Signal 3: Performance is stable and not changing
Performance values will always vary to some extent, and variation does not necessarily mean change. If your performance measure values are varying consistently within the same band or range, and you don’t see any values breaking away from this consistent but random pattern over time, the measure is signalling that nothing is changing. Sometimes that’s good, but it’s not good if you expect to see improvement.
Signal 4: Performance is improving, but not fast enough to reach the target
All improvement in performance is good, when it’s planned, but sometimes improvement is not big enough or fast enough to reach the planned targets. If the targets still matter, and your measure is signalling that the improvement rate won’t be fast enough to reach the target in time, you need to intervene.
Signal 5: Performance is improving at a rate fast enough that the target will likely be met
This is a good signal! That your measure is indeed tracking confidently toward its target level of performance is a great sign that your strategies and improvement projects aimed at achieving the target are working.
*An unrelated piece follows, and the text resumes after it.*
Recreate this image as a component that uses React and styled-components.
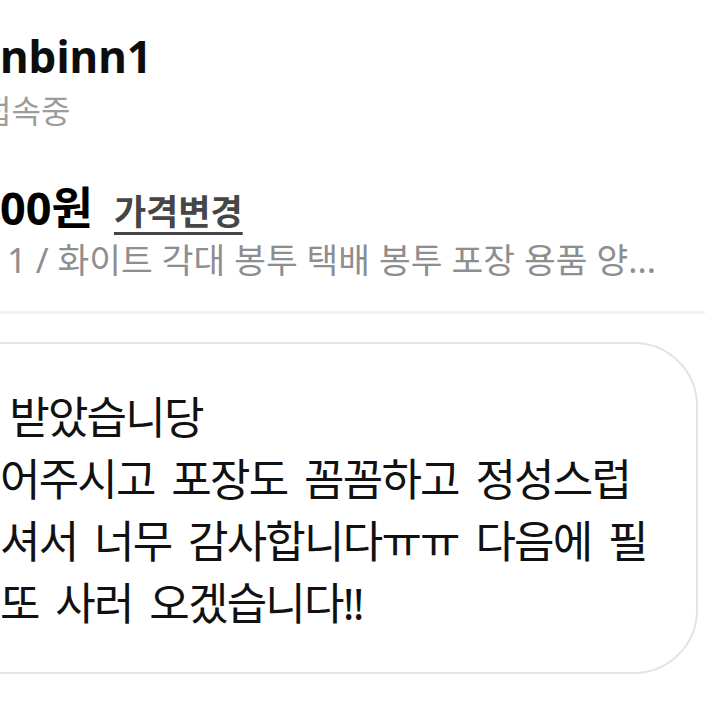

But such signals are not a sure sign, because just as extraneous factors can cause a deterioration performance beyond your control, they can also cause an improvement in performance beyond your control too (just take the economy as an example in both cases). Check before you celebrate.
Signal 6: Performance has reached target
The best signal to get from your performance measures is that the target has been achieved. As with the signal of performance tracking confidently toward its target, this is a great sign that your strategies and improvement projects have worked. But again, such signals are not a sure sign, because of those extraneous factors outside your control. Check before you celebrate.
Signal 7: Performance has exceeded the target
Contrary to what you may think, exceeding a target is not better than meeting a target. It is a potential waste of resources and time that could have been better spent fixing more important performance shortfalls.
The best way to be sure you can see these signals in your KPIs and performance measures is to present them in a time series, using a line chart, with at least 20 historic values, and add your target as a point above the future date it should be achieved. Then you’ll have a clear view of what’s really happening with performance, and you won’t make those rash and wasteful decisions from drawing conclusions based on “this month to last month” comparisons.
Are your KPIs and performance measures displaying graphically in a way that can highlight these 7 important performance signals? If not, display your measures in a time series line chart, with at least 20 historic values, and add your target as a point above the future date it should be achieved. What insights does this give you about actual performance?